Segundo ainda o Dr. Pinto de Albuquerque (ob. cit., p. 307), «a condução sob efeito do álcool é punida, além da pena principal, com a medida de segurança do artigo 101.º, n.os 1 e 2, alínea c), ou com a pena acessória do artigo 69.º do novo Código Penal». É evidente que a condução aqui tida em vista é a que integra o crime previsto no artigo 292.º E mais à frente, afirma: «Este sistema punitivo acessório funciona deste modo: em primeiro lugar, o julgador deve, em face da gravidade dos factos e da perigosidade do agente [...], averiguar se há indícios de inaptidão para a condução automóvel ou se há perigo de reiteração da condução sob o efeito de álcool. Caso se tenham apurado indícios dessa inaptidão ou do perigo de continuação criminosa, deve aplicar-se a cassação.
Caso não se verifiquem esses indícios, deve então, e só então, o julgador aplicar a medida de proibição de conduzir do artigo 69.º, n.º 1, alínea a), do Código Penal.» Se não ocorre, no caso, qualquer circunstância que se possa integrar no n.º 1 do artigo 101.º, então só há que aplicar, como pena acessória, a medida prevista no artigo 69.º, n.º 1, alínea a).
Como se lê no citado Acórdão de 26 de Fevereiro de 1997, «consubstanciando a conduta do arguido, como é indiscutível, um crime [...], vedado está aplicar-lhe a punição correspondente ao ilícito contra-ordenacional».

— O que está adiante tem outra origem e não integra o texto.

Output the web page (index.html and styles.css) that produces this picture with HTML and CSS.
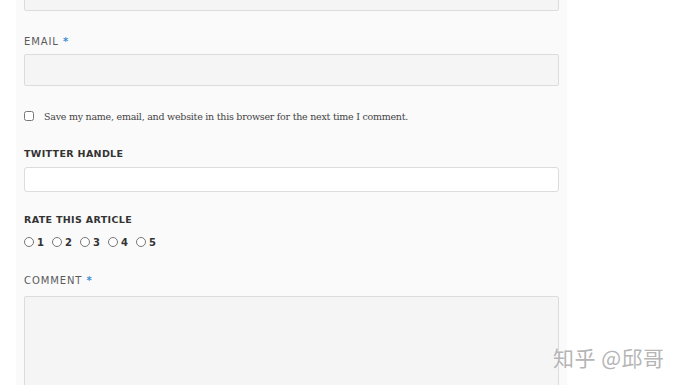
FILE: index.html
```html
<!DOCTYPE html>
<html>
<head>
<meta charset="utf-8">
<link rel="stylesheet" href="styles.css">
</head>
<body>
<div class="page">
  <form class="panel">
    <div class="field first">
      <input class="text grey" type="text">
    </div>
    <div class="field email">
      <label class="lbl light">Email <span class="req">*</span></label>
      <input class="text grey" type="text">
    </div>
    <div class="check-row">
      <input class="cb" type="checkbox">
      <span class="check-text">Save my name, email, and website in this browser for the next time I comment.</span>
    </div>
    <div class="field">
      <label class="lbl bold">Twitter Handle</label>
      <input class="text white" type="text">
    </div>
    <div class="field rating">
      <label class="lbl bold">Rate This Article</label>
      <div class="rates">
        <label class="rate"><input type="radio" name="r"><span>1</span></label>
        <label class="rate"><input type="radio" name="r"><span>2</span></label>
        <label class="rate"><input type="radio" name="r"><span>3</span></label>
        <label class="rate"><input type="radio" name="r"><span>4</span></label>
        <label class="rate"><input type="radio" name="r"><span>5</span></label>
      </div>
    </div>
    <div class="field comment">
      <label class="lbl light">Comment <span class="req">*</span></label>
      <textarea class="area"></textarea>
    </div>
  </form>
  <div class="watermark">知乎 @邱哥</div>
</div>
</body>
</html>
```
FILE: styles.css
```css
html, body {
  margin: 0;
  padding: 0;
  background: #ffffff;
  overflow: hidden;
}
.page {
  position: relative;
  width: 680px;
  height: 385px;
  overflow: hidden;
}
.panel {
  margin: 0 0 0 16px;
  width: 536px;
  padding: 0 7px 0 8px;
  background: #fafafa;
  height: 420px;
  display: flex;
  flex-direction: column;
}
.field {
  display: flex;
  flex-direction: column;
}
.field.first {
  margin-top: -21px;
}
.field.email {
  margin-top: 23px;
}
.lbl {
  display: block;
  font-family: "DejaVu Sans", sans-serif;
  font-size: 10px;
  line-height: 16px;
  text-transform: uppercase;
  margin-bottom: 4px;
}
.lbl.light {
  color: #5a5a5a;
  font-weight: normal;
  letter-spacing: 0.9px;
}
.lbl.bold {
  color: #333;
  font-weight: bold;
  font-size: 9.5px;
  letter-spacing: 0.35px;
}
.req {
  color: #3d8fd1;
  font-weight: bold;
}
.text {
  box-sizing: border-box;
  width: 535px;
  height: 32px;
  border: 1px solid #dcdcdc;
  border-radius: 2px;
  margin: 0;
  padding: 0 8px;
}
.text.grey {
  background: #f5f5f5;
}
.text.white {
  background: #ffffff;
  height: 25px;
  border-radius: 3px;
  margin-top: 1px;
}
.check-row {
  display: flex;
  align-items: center;
  margin-top: 22px;
  margin-bottom: 22px;
  height: 16px;
}
.cb {
  margin: 0 10px 0 0;
  width: 10px;
  height: 10px;
}
.check-text {
  font-family: "DejaVu Serif", serif;
  font-size: 9.5px;
  letter-spacing: -0.25px;
  color: #444;
}
.field.rating {
  margin-top: 20px;
}
.rates {
  display: flex;
  gap: 8px;
  margin-top: 4px;
  height: 12px;
  align-items: center;
}
.rate {
  display: flex;
  align-items: center;
  font-family: "DejaVu Sans", sans-serif;
  font-weight: bold;
  font-size: 10px;
  color: #333;
}
.rate input {
  margin: 0 3px 0 0;
  width: 10px;
  height: 10px;
}
.field.comment {
  margin-top: 25px;
}
.field.comment .lbl {
  margin-bottom: 7px;
}
.area {
  box-sizing: border-box;
  width: 535px;
  height: 120px;
  background: #f5f5f5;
  border: 1px solid #dcdcdc;
  border-radius: 2px;
  margin: 0;
  resize: none;
}
.watermark {
  position: absolute;
  left: 553px;
  top: 343px;
  font-family: "Noto Sans CJK SC", sans-serif;
  font-size: 21px;
  line-height: 28px;
  letter-spacing: 0.5px;
  color: #b5b5b5;
  text-shadow: 0 0 2px #fff;
}
```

Nestes termos, acordam em:
a) Resolver o presente conflito de jurisprudência surgido entre o Acórdão do Tribunal da Relação de Lisboa de 21 de Outubro de 1998, processo 1710/98, e o do Tribunal da Relação de Coimbra de 17 de Abril de 1996, processo 175/96, do seguinte modo:
«O agente do crime de condução em estado de embriaguez, previsto e punido pelo artigo 292.º do Código Penal, deve ser sancionado, a título de pena acessória, com a proibição de conduzir prevista no artigo 69.º, n.º 1, alínea a), do Código Penal.» b) Revogar o acórdão recorrido, tendo-se em consideração o disposto na parte final do n.º 2 do artigo 445.º do Código de Processo Penal.
Sem tributação.
Luís Flores Ribeiro - Virgílio António da Fonseca Oliveira - José Damião Mariano Pereira - Norberto José Araújo de Brito Câmara - José Pereira Dias Girão - Manuel Maria Duarte Soares - Armando Acácio Gomes Leandro - João Henrique Martins Ramires - António Gomes Lourenço Martins - António Correia Abranches Martins - Sebastião Duarte Vasconcelos da Costa Pereira - Hugo Afonso dos Santos Lopes - António Luís Sequeira Oliveira Guimarães - António de Sousa Guedes - José Pereira Dias Girão - Álvaro José Guimarães Dias - Bernardo Guimarães Fisher Sá Nogueira.